Quote Originally Posted by Vahnavoi View Post
If you take a real kid who had helicopter parents or restrictive living conditions and place that kid in a real sandbox, chances are they won't have an idea what to do. They will stare at the sand. They will get bored. The actual correct choice, for an outside observer, is to wait that out. Let the kid get bored. They actually need the experience of no-one else coming to save them from boredom, to save themselves from it.
Maybe. But if I try it in real life, all that happens is that the players stop showing up to game night.

I have seen boring games hemorrhage players. I have not seen the players suddenly come to the realization that they need to make their own fun.

Quote Originally Posted by Vahnavoi View Post
As for the rest, it still falls in line with what I just said about sandbox games: of course a game feels more aggressive and unpredictable when one has to deal with some mofo knocking over one's castle, as opposed to simply building a castle in peace or going around knocking over castles of other without retaliation. Wrapping the discussion in terms of genre tropes (heroes reactive, villains proactive etc.) isn't helpful or even required for understanding dynamics of play and what is happening in minds of your players.
Its not about tropes, its about me relating my past experience with games.
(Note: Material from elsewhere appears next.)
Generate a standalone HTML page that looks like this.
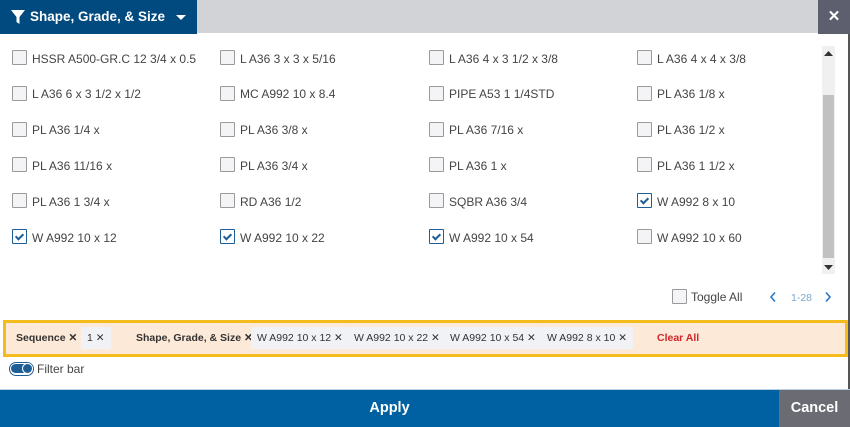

In my experience, characters with good alignment tend to seek out powerful villains who are preying on the weak and helpless and thwart their schemes.
In my experience, characters with evil alignment tend to prey upon the weak and helpless, and then rival NPCs seek them out to thwart their evil schemes.

If we agreed to play a peaceful game about building a community in peace, then yeah, that wouldn't apply. But as I said, most RPGs are built around the idea of fantastic squad level combat and / or creating a dramatic story with lots of tension and drama.


To use another analogy; in RTS games like Starcraft, a lot of players get mad if you attack them before they finish building their base. The common response to this is, you don't want to be playing an RTS, you want to be playing Sim City.